Super Tuesday is more like the national primary that some advocate. Because it is spread out across the continent and because it includes some really big states like California and Texas, it is a place where the small-town, retail campaigning that is required in places like Iowa and New Hampshire is impossible both because it is coast-to-coast and also because you just can’t do that in California and Texas, not to mention the other states.

This is why advertising works. Especially in the volume Bloomberg is buying since he has unlimited money.

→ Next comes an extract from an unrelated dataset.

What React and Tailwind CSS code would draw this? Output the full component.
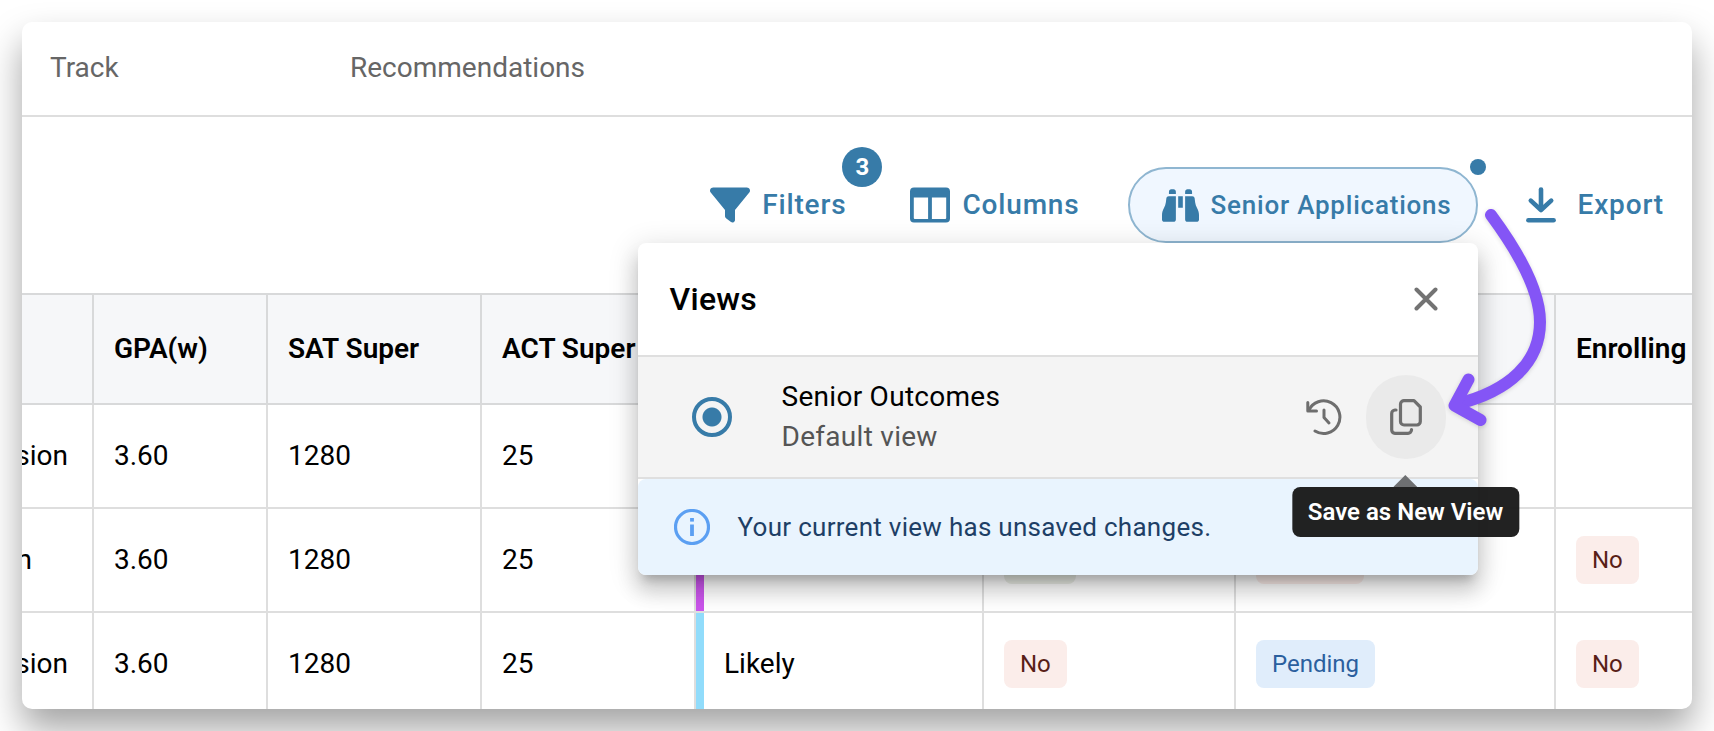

Finally, let’s get one thing straight. Three of these six candidates are often labeled “moderate” by the mainstream media. Wrong. None is. In all his many years representing Delaware, I don’t recall anyone seriously asserting Joe Biden is a moderate Democrat. He always was a proud liberal. True, Bloomberg was first elected mayor as a Republican. But you have to understand what New York Republicans are like, mostly at least. They aren’t conservative. Neither is former South Bend Mayor Pete Buttegieg.

The conventional wisdom is that the Democrats will have to nominate one of these three “moderates” to have a chance against President Trump. How is it, then, that they deny the nomination to Sanders when he almost surely will have the most delegates when the Democratic National Convention convenes in Milwaukee this summer?